For the second time in 16 months, a federal watchdog agency has cited the Minneapolis VA Health Care Center for failures connected to a Minnesota veteran's suicide.

"I want to die," the veteran said after he was admitted to the medical center in the spring of 2018. Three days later, a nurse overheard the man talking on the telephone, saying he was going to die in the hospital. "I want you to have the seven acres for all the help you have given me," the vet told the other person on the line.

Hours later, police responded to a report that a patient had attempted suicide on VA property. Despite CPR, the vet died.

It was the second time within weeks that a veteran had taken his own life at the medical center.

In February 2018, a 33-year-old Lino Lakes man killed himself in the medical center's parking lot, less than 24 hours after he was discharged from its mental health unit. Tim Walz, now Minnesota governor but at that time a ranking member of the U.S. House Committee on Veterans Affairs, asked that the case be reviewed. Months later, the VA Office of Inspector General cited the Minneapolis hospital for numerous failures, including not documenting the patient's access to firearms.

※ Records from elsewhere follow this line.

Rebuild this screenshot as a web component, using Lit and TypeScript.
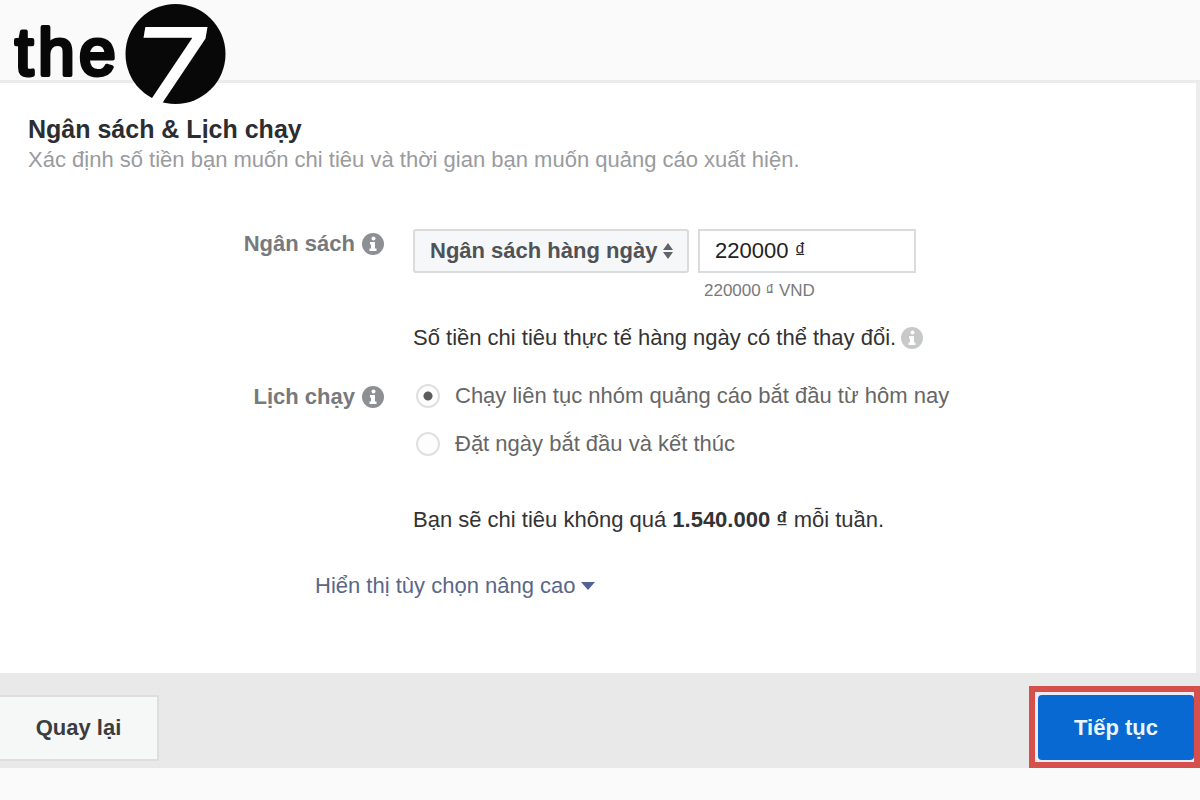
import { LitElement, html, css, svg } from "lit";
import { customElement, property, state } from "lit/decorators.js";

@customElement("info-icon")
class InfoIcon extends LitElement {
  static styles = css`
    :host { display: inline-flex; flex: none; color: #8d9093; }
    :host([light]) { color: #c6c8c9; }
    svg { display: block; width: 22px; height: 22px; }
  `;
  render() {
    return html`<svg viewBox="0 0 22 22" aria-hidden="true">
      <circle cx="11" cy="11" r="11" fill="currentColor" />
      <circle cx="11.5" cy="5.5" r="2" fill="#fff" />
      <path d="M8 9h5v6.5h1.5V18h-7v-2.5H9v-4H8z" fill="#fff" />
    </svg>`;
  }
}

@customElement("brand-logo")
class BrandLogo extends LitElement {
  static styles = css`
    :host { display: block; }
    svg { display: block; width: 220px; height: 104px; }
    .word {
      font: 66px "Liberation Sans", Arial, sans-serif;
      fill: #080808; stroke: #080808; stroke-width: 4px;
      stroke-linejoin: round; stroke-linecap: round;
    }
    .seven { font: italic 400 132px Inter, Roboto, sans-serif; fill: #fff; }
  `;
  render() {
    return html`<svg viewBox="10 0 220 104" role="img" aria-label="the7">
      ${svg`<defs><clipPath id="disc"><circle cx="175.5" cy="54" r="51" /></clipPath></defs>
      <text class="word" x="15 38 79" y="75">the</text>
      <circle cx="175.5" cy="54" r="50" fill="#080808" />
      <text class="seven" x="129" y="123" clip-path="url(#disc)">7</text>`}
    </svg>`;
  }
}

@customElement("app-root")
class AppRoot extends LitElement {
  @property() amount = "220000 ₫";
  @state() private schedule = "now";

  static styles = css`
    :host {
      display: block;
      min-height: 100vh;
      background: #fafafa;
      color: #333;
      font: 22px/28px "Liberation Sans", Arial, sans-serif;
    }
    * { box-sizing: border-box; }
    .top { height: 80px; padding: 0 10px; }
    .logo { position: relative; z-index: 1; }
    .panel {
      background: #fff;
      border-top: 3px solid #ebebeb;
      border-right: 4px solid #ececee;
      padding: 32px 24px 73px 0;
    }
    h1 { margin: 0; padding-left: 28px; font-size: 25px; line-height: 28px; color: #2b2d30; }
    .intro { margin: 0; padding-left: 28px; line-height: 34px; color: #999b9e; }
    .form {
      display: grid;
      grid-template-columns: 384px minmax(0, 1fr);
      column-gap: 29px;
      margin-top: 52px;
    }
    .label {
      display: flex;
      justify-content: flex-end;
      align-items: center;
      align-self: start;
      gap: 7px;
      height: 30px;
      font-weight: bold;
      color: #77797c;
    }
    .controls { display: flex; gap: 9px; }
    .picker { position: relative; width: 276px; }
    .picker svg { position: absolute; right: 16px; top: 14px; width: 10px; height: 16px; fill: #606367; pointer-events: none; }
    select, .amount {
      appearance: none;
      width: 100%;
      height: 44px;
      border: 2px solid #d9dbdc;
      border-radius: 3px;
      font: inherit;
      padding: 0 15px;
      outline: none;
    }
    select { background: #f6f7f9; color: #4f5256; font-weight: bold; text-overflow: clip; }
    .amount { background: #fff; color: #222; border-radius: 0; }
    .entry { width: 218px; }
    .hint { margin: 0; padding: 6px 0 0 6px; font-size: 17px; line-height: 24px; color: #77797c; }
    .note { display: flex; align-items: center; gap: 5px; margin: 21px 0 0; }
    .schedule { margin-top: 30px; }
    .choice { display: flex; align-items: center; gap: 15px; height: 28px; color: #666; }
    .choice + .choice { margin-top: 20px; }
    input[type="radio"] {
      appearance: none;
      width: 24px;
      height: 24px;
      margin: 0 0 0 3px;
      border: 2px solid #e0e0e0;
      border-radius: 50%;
      background: #fdfdfd;
    }
    input[type="radio"]:checked { background: radial-gradient(circle, #5c5c5c 4px, #fdfdfd 5px); }
    .total { margin: 48px 0 0; color: #333; }
    .advanced {
      display: inline-flex;
      align-items: center;
      gap: 5px;
      margin: 38px 0 0 315px;
      color: #5a6788;
      text-decoration: none;
    }
    .advanced svg { width: 14px; height: 8px; fill: #536394; }
    .footer {
      display: flex;
      justify-content: space-between;
      align-items: flex-end;
      background: #e9e9ea;
      padding-top: 13px;
    }
    button { font: bold 22px/28px "Liberation Sans", Arial, sans-serif; height: 66px; }
    .back {
      width: 159px;
      margin-bottom: 7px;
      background: #f6f8f8;
      border: 2px solid #dcdedf;
      border-left: 0;
      color: #3b3d40;
    }
    .mark { border: 6px solid #d5504c; background: #eceaf2; padding: 3px 0 2px 3px; }
    .next { display: block; width: 156px; height: 65px; border: 0; border-radius: 4px; background: #0869d2; color: #e9f6ff; }
  `;

  private choose(e: Event) {
    this.schedule = (e.target as HTMLInputElement).value;
  }

  render() {
    return html`
      <header class="top"><brand-logo class="logo"></brand-logo></header>
      <main class="panel">
        <h1>Ngân sách &amp; Lịch chạy</h1>
        <p class="intro">Xác định số tiền bạn muốn chi tiêu và thời gian bạn muốn quảng cáo xuất hiện.</p>
        <div class="form">
          <label class="label" for="budget">Ngân sách <info-icon></info-icon></label>
          <div>
            <div class="controls">
              <div class="picker">
                <select id="budget"><option>Ngân sách hàng ngày</option></select>
                <svg viewBox="0 0 10 16" aria-hidden="true"><path d="M5 0l5 7H0zM5 16L0 9h10z" /></svg>
              </div>
              <div class="entry">
                <input class="amount" type="text" aria-label="Ngân sách" .value=${this.amount} />
                <p class="hint">${this.amount} VND</p>
              </div>
            </div>
            <p class="note">Số tiền chi tiêu thực tế hàng ngày có thể thay đổi. <info-icon light></info-icon></p>
          </div>
          <div class="label schedule" id="schedule">Lịch chạy <info-icon></info-icon></div>
          <div class="schedule">
            <div role="radiogroup" aria-labelledby="schedule">
              <label class="choice">
                <input type="radio" name="schedule" value="now" .checked=${this.schedule === "now"} @change=${this.choose} />
                Chạy liên tục nhóm quảng cáo bắt đầu từ hôm nay
              </label>
              <label class="choice">
                <input type="radio" name="schedule" value="dates" .checked=${this.schedule === "dates"} @change=${this.choose} />
                Đặt ngày bắt đầu và kết thúc
              </label>
            </div>
            <p class="total">Bạn sẽ chi tiêu không quá <b>1.540.000 ₫</b> mỗi tuần.</p>
          </div>
        </div>
        <a class="advanced" href="#advanced">Hiển thị tùy chọn nâng cao
          <svg viewBox="0 0 14 8" aria-hidden="true"><path d="M0 0h14L7 8z" /></svg>
        </a>
      </main>
      <footer class="footer">
        <button class="back" type="button">Quay lại</button>
        <div class="mark"><button class="next" type="button">Tiếp tục</button></div>
      </footer>
    `;
  }
}
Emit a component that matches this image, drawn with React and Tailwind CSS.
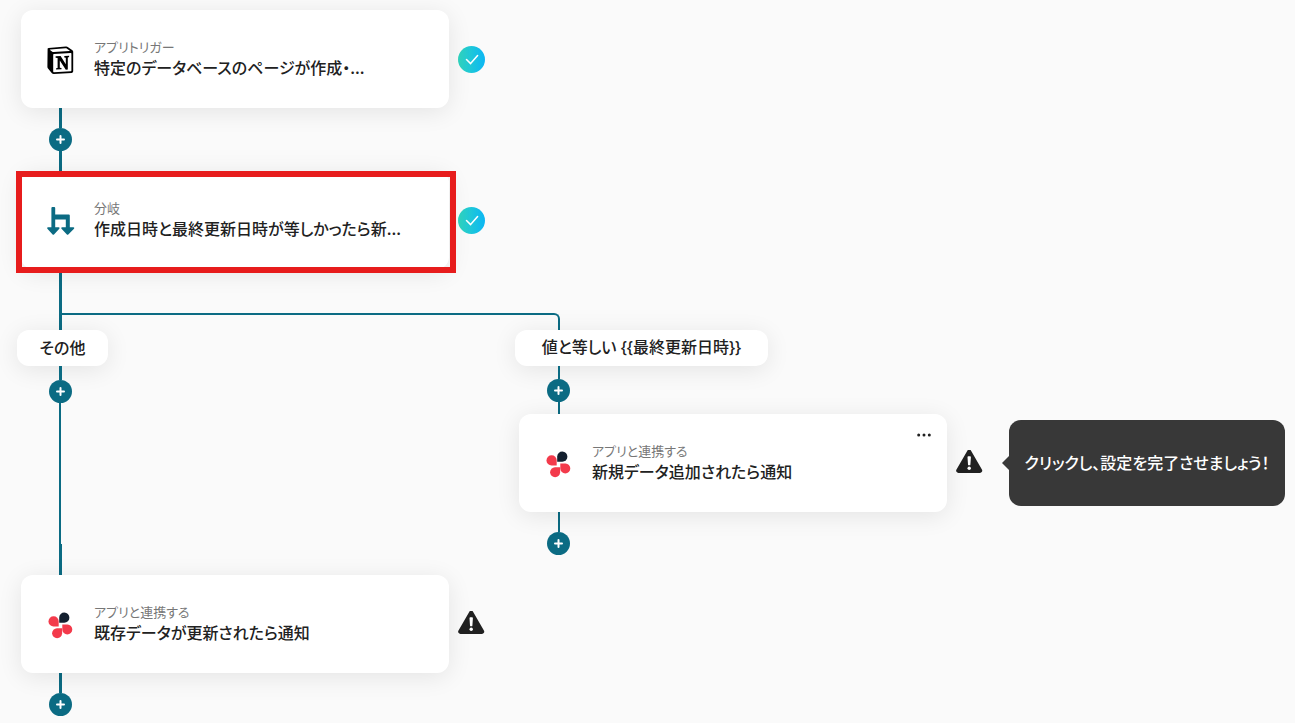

A month later, Walz asked for a review of the second suicide. A 27-page report released this week cited a number of failures such as deficiencies in care coordination, including the failure of the emergency department's staff to follow requirements that they report the patient's suicidal ideation to the medical center's suicide prevention coordinator.

In a written statement Thursday, VA officials noted that the report focuses on events that happened 20 months ago.

Since then, they said, they've made improvements to address the failures. The report doesn't identify the veteran, who was in his 60s.

Alissa Harrington of St. Paul, whose brother, Justin Miller, killed himself at the hospital in February 2018, said she takes comfort in the fact that local VA officials are trying to fix the problems.

Still, it was traumatic for her to read the latest report.

"When someone dies by suicide, there are all kinds of questions about why, and one of the things you learn to tell yourself is that it's no one's fault," she said. "But having a government report in black and white in front of you that says no, actually these things did go wrong in the care of that person, blows that out of the water. It's devastating to know that someone could have done something that would have given your loved one a better chance at survival."

Just months apart, the two Minnesota veterans went to the VA hospital in search of help, Harrington said.

"They were suicidal and they needed assistance," she said. "The care coordination wasn't there to make sure they received the level of care they needed to prevent their deaths by suicide."

The VA is a complicated system, Harrington said. "It has to be. It's doing a lot of things," she said. "People need to be talking and communicating with each other."

That hasn't always happened, she said.

According to the inspector general's review, a dietitian, chaplain and a registered nurse failed to communicate the man's suicidal thoughts to others on the treatment team. That resulted in "missed opportunities" in care that might have prevented his death, the report said.

"In the case of this veteran," Harrington said, "he was telling people, not necessarily the doctors, that he was there to die, and they didn't coordinate."

After the man's death, the inspector general's report said VA officials didn't conduct an "effective fact-finding to determine root causes and corrective actions sufficiently."

Minnesota VA officials were working on corrective actions before this week's report.

Suicide prevention is the VA's highest clinical priority, officials said in a statement that listed a number of improvements made to prevent similar tragedies.

Among the changes, the VA has integrated reports on suicidal behavior and overdoses into emergency department processes, taken steps to make sure veterans with suicidal ideation or behaviors are under closer supervision and hired a suicide prevention program manager who works across all service areas to coordinate prevention efforts.

Such improvements are a good first step, Harrington said.

"They're finally recognizing that doing the same things over and over again is not working," she said. "There needs to be large systematic change, and I recognize that takes time."

She'll be watching. "I know that large systems don't change unless you keep pushing them to do so," Harrington said.

Her voice trailed off as emotion overcame her. "I think both [men] would have had a chance to survive had they received better care from the VA," she said. "It breaks my heart."